| dc.description.abstract | Signaling overhead reduction has always been a challenging task in the design of wireless networks. New applications and services in future networks, such as autonomous vehicles, and deployment of higher frequency bands, e.g., millimeter-wave and terahertz bands, face the common issue of wireless channels with large number of paths that have time-varying coefficients. The rich multipath components of the channels create delay spread. It causes inter-symbol interference in the signal, which has to be managed by guard periods in time, e.g., cyclic prefix (CP). Additionally, a high-mobility wireless environment between the transmit and receive antennas causes Doppler shifts in the channel, resulting in time-varying channel coefficients. In such scenarios, frequent channel estimation updates are required, demanding frequent transmission of pilot sequences. Consequently, the pilot signal and CP lead to substantial signaling overhead that negatively impacts spectral efficiency and leads to additional latency. Therefore, the focus of this thesis is on the overhead reduction. In particular, this thesis proposes novel approaches, for contemporary and future wireless networks, capable of dealing with the delay and Doppler spreads of the channel with significantly reduced overhead.
The first contribution of this thesis reduce the overhead of one of the main technologies of 5G systems, the orthogonal frequency-division multiplexing (OFDM)-based massive multiple-input multiple-output (MIMO).
This thesis brings substantial training overhead reduction through a novel joint channel estimation and equalization technique that requires only a single pilot subcarrier. This is possible by exploiting the channel correlation property induced by spatial diversity, and the fundamental concept of coherence bandwidth. Given the design parameters of 5G systems, the coherence bandwidth extends across multiple subcarrier bands. Hence, a band of subcarriers can be equalized with the channel estimate at a single subcarrier. Subsequently, the detected data symbols are considered as virtual pilots, and the channel frequency responses (CFRs) are updated at each subcarrier. Thereafter, the remaining channel estimation and equalization can be performed in a sliding manner. Furthermore, multiple channel estimates within the coherence bandwidth create additional frequency diversity, therefore multiple channel estimates are used to equalize the data at each subcarrier. This makes the proposed technique surpass contemporary systems that use multiple pilot subcarriers in terms of bit error rate (BER) and signal-to-interference-plus-noise ratio (SINR) performance.

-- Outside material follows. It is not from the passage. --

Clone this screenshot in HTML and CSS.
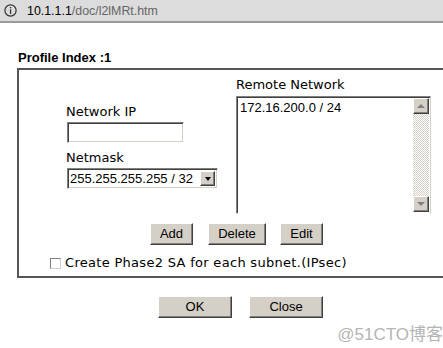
FILE: index.html
```html
<!DOCTYPE html>
<html>
<head>
<meta charset="utf-8">
<link rel="stylesheet" href="styles.css">
</head>
<body>
<div class="addressbar">
  <svg class="info" width="13" height="13" viewBox="0 0 13 13"><circle cx="6.5" cy="6.5" r="5.6" fill="none" stroke="#333" stroke-width="1.2"/><rect x="5.9" y="3" width="1.3" height="1.3" fill="#333"/><rect x="5.9" y="5.3" width="1.3" height="4.6" fill="#333"/></svg>
  <span class="host">10.1.1.1</span><span class="path">/doc/l2lMRt.htm</span>
</div>
<div class="page">
  <div class="title">Profile Index :1</div>
  <div class="group">
    <div class="cols">
      <div class="leftcol">
        <div class="label">Network IP</div>
        <div class="textbox"></div>
        <div class="label label-gap">Netmask</div>
        <div class="select">
          <span class="select-value">255.255.255.255 / 32</span>
          <span class="select-btn"><span class="tri-down"></span></span>
        </div>
      </div>
      <div class="rightcol">
        <div class="label">Remote Network</div>
        <div class="listbox">
          <div class="list-content">172.16.200.0 / 24</div>
          <div class="scrollbar">
            <span class="sb-btn"><span class="tri-up-grey"></span></span>
            <span class="sb-track"></span>
            <span class="sb-btn"><span class="tri-down-grey"></span></span>
          </div>
        </div>
      </div>
    </div>
    <div class="btnrow">
      <button class="btn btn-add">Add</button>
      <button class="btn btn-delete">Delete</button>
      <button class="btn btn-edit">Edit</button>
    </div>
    <div class="checkrow">
      <span class="checkbox"></span>
      <span class="checklabel">Create Phase2 SA for each subnet.(IPsec)</span>
    </div>
  </div>
  <div class="okrow">
    <button class="btn btn-big">OK</button>
    <button class="btn btn-big">Close</button>
  </div>
</div>
<div class="watermark">@51CTO博客</div>
</body>
</html>
```

FILE: styles.css
```css
html, body {
  margin: 0;
  padding: 0;
  background: #ffffff;
  overflow: hidden;
}
body {
  width: 443px;
  height: 348px;
  position: relative;
  font-family: "DejaVu Sans", Verdana, sans-serif;
  font-size: 13px;
  color: #000;
}
.addressbar {
  height: 21px;
  background: #dcdcdc;
  border-bottom: 2px solid #9a9a9a;
  display: flex;
  align-items: center;
  font-family: "Liberation Sans", Arial, sans-serif;
  font-size: 12.4px;
  box-sizing: content-box;
}
.info {
  margin-left: 4px;
  margin-right: 10px;
}
.host { color: #000; }
.path { color: #666; }
.page {
  padding-left: 17px;
}
.title {
  margin-top: 27px;
  margin-left: 1px;
  font-family: "Liberation Sans", Arial, sans-serif;
  font-weight: bold;
  font-size: 13px;
  line-height: 15px;
  height: 15px;
}
.group {
  margin-top: 3px;
  width: 424px;
  border-top: 2px solid #555;
  border-left: 2px solid #555;
  border-bottom: 2px solid #555;
  padding-top: 7px;
  padding-bottom: 6px;
}
.cols {
  display: flex;
  align-items: flex-start;
}
.label {
  line-height: 15px;
  height: 15px;
}
.leftcol {
  margin-left: 47px;
  width: 170px;
  margin-top: 27px;
}
.textbox {
  margin-top: 3px;
  margin-left: 1px;
  width: 117px;
  height: 21px;
  box-sizing: border-box;
  border-top: 1px solid #808080;
  border-left: 1px solid #808080;
  border-bottom: 1px solid #fff;
  border-right: 1px solid #fff;
  box-shadow: inset 1px 1px #404040, inset -1px -1px #d4d0c8;
  background: #fff;
}
.label-gap {
  margin-top: 7px;
}
.select {
  margin-top: 3px;
  margin-left: 1px;
  width: 151px;
  height: 21px;
  box-sizing: border-box;
  border-top: 1px solid #808080;
  border-left: 1px solid #808080;
  border-bottom: 1px solid #fff;
  border-right: 1px solid #fff;
  box-shadow: inset 1px 1px #404040, inset -1px -1px #d4d0c8;
  background: #fff;
  display: flex;
  align-items: center;
  padding: 2px 2px 2px 2px;
  font-family: "Liberation Sans", Arial, sans-serif;
  font-size: 13px;
}
.select-value {
  flex: 1;
  white-space: nowrap;
  line-height: 15px;
}
.select-btn {
  width: 15px;
  height: 15px;
  box-sizing: border-box;
  background: #d4d0c8;
  border-top: 1px solid #fff;
  border-left: 1px solid #fff;
  border-right: 1px solid #404040;
  border-bottom: 1px solid #404040;
  box-shadow: inset -1px -1px #808080;
  display: flex;
  align-items: center;
  justify-content: center;
}
.tri-down {
  width: 0;
  height: 0;
  border-left: 3.5px solid transparent;
  border-right: 3.5px solid transparent;
  border-top: 4px solid #000;
}
.rightcol {
  width: 196px;
}
.listbox {
  margin-top: 4px;
  width: 195px;
  height: 118px;
  box-sizing: border-box;
  border-top: 1px solid #808080;
  border-left: 1px solid #808080;
  border-bottom: 1px solid #fff;
  border-right: 1px solid #d4d0c8;
  box-shadow: inset 1px 1px #404040;
  background: #fff;
  display: flex;
  padding: 1px 1px 1px 1px;
}
.list-content {
  flex: 1;
  font-family: "Liberation Sans", Arial, sans-serif;
  font-size: 13px;
  line-height: 15px;
  padding: 2px 0 0 2px;
}
.scrollbar {
  width: 16px;
  display: flex;
  flex-direction: column;
}
.sb-btn {
  width: 16px;
  height: 16px;
  box-sizing: border-box;
  background: #d4d0c8;
  border-top: 1px solid #fff;
  border-left: 1px solid #fff;
  border-right: 1px solid #404040;
  border-bottom: 1px solid #404040;
  box-shadow: inset -1px -1px #808080;
  display: flex;
  align-items: center;
  justify-content: center;
}
.sb-track {
  flex: 1;
  background: repeating-conic-gradient(#d4d0c8 0 25%, #ffffff 0 50%) 0 0 / 2px 2px;
}
.tri-up-grey {
  width: 0;
  height: 0;
  border-left: 4px solid transparent;
  border-right: 4px solid transparent;
  border-bottom: 4px solid #808080;
}
.tri-down-grey {
  width: 0;
  height: 0;
  border-left: 4px solid transparent;
  border-right: 4px solid transparent;
  border-top: 4px solid #808080;
}
.btnrow {
  margin-top: 9px;
  padding-left: 131px;
  display: flex;
  gap: 14px;
}
.btn {
  font-family: "Liberation Sans", Arial, sans-serif;
  font-size: 13px;
  color: #000;
  background: #d4d0c8;
  height: 22px;
  box-sizing: border-box;
  border-top: 1px solid #fff;
  border-left: 1px solid #fff;
  border-right: 1px solid #404040;
  border-bottom: 1px solid #404040;
  box-shadow: inset -1px -1px #808080;
  padding: 0;
  margin: 0;
  line-height: 18px;
}
.btn-add { width: 43px; }
.btn-delete { width: 58px; margin-left: 1px; }
.btn-edit { width: 43px; }
.checkrow {
  margin-top: 10px;
  padding-left: 31px;
  display: flex;
  align-items: center;
  height: 15px;
  line-height: 15px;
}
.checkbox {
  width: 11px;
  height: 11px;
  box-sizing: border-box;
  border-top: 1px solid #808080;
  border-left: 1px solid #808080;
  border-bottom: 1px solid #d4d0c8;
  border-right: 1px solid #d4d0c8;
  background: #fff;
  margin-right: 4px;
  margin-top: 1px;
}
.checklabel {
  letter-spacing: 0.3px;
  white-space: nowrap;
}
.okrow {
  margin-top: 18px;
  padding-left: 141px;
  display: flex;
  gap: 17px;
}
.btn-big {
  width: 74px;
}
.watermark {
  position: absolute;
  right: 0;
  top: 320px;
  font-family: "Liberation Sans", "Noto Sans CJK SC", sans-serif;
  font-size: 17px;
  color: #b4b4b4;
  white-space: nowrap;
}
```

As the new generation of applications and services emerge, the wireless environment becomes more time-varying, and hence, a larger overhead is required. In OFDM, the Doppler shifts of the channel break the orthogonality among the subcarriers, leading to severe inter-carrier interference. As a paradigm-shifting technology, orthogonal time frequency space (OTFS), which places the data symbols in the delay Doppler (DD) domain, has recently emerged. In the DD domain, the equivalent channel is sparse and time-invariant. As the second contribution, this thesis uses time-reversal maximum ratio combining (TR-MRC) to completely remove the CP of OTFS-based massive MIMO systems, substantially reducing the overhead. Noticeably, apart from the SE gains achieved by removing the CP, the proposed technique also reduces the duration of the OTFS block, which mitigates the effects of channel aging. Additionally, the asymptotic analysis in this thesis reveals that TR-MRC averages the large variations of the channel into the channel correlation. This insight leads to breaking the limitations of OTFS with the proposed residual Doppler correction (RDC) windowing. The specific limitation addressed is the assumption of approximately constant channel gains for the delay blocks of samples within each OTFS block. Simulation results show that using the RDC windowing to correct the channel variations within each OTFS block leads to a SINR performance close to static scenarios, even for substantially larger Doppler spreads.
Another issue of OTFS systems is the large spectral efficiency loss caused by the overhead required for channel estimation. In the current literature, OTFS deploys mostly embedded pilot (EP) structures, which use guard intervals that are twice the length of the channel delay spread to avoid interference between the pilot and data symbols. Hence, to reduce the pilot overhead, this thesis proposes a novel split pilot structure with two impulse pilots that share the same reduced guard interval. This way, the proposed split pilot can reduce the channel estimation overhead by almost half compared to the EP scheme. The challenge to reducing the delay guard rests on the interference between the pilot and the data symbols. With two impulse pilots, each pilot can be used to remove the other pilot's interference over data. This is while the data interference over the pilot can be initially absorbed into noise due to the large pilot power. To improve the accuracy of this method, this thesis also proposes to remove data interference over the channel estimates iteratively using the initial data estimates. This significantly improves the BER performance of split pilots with as few as two interference cancellation stages. | en |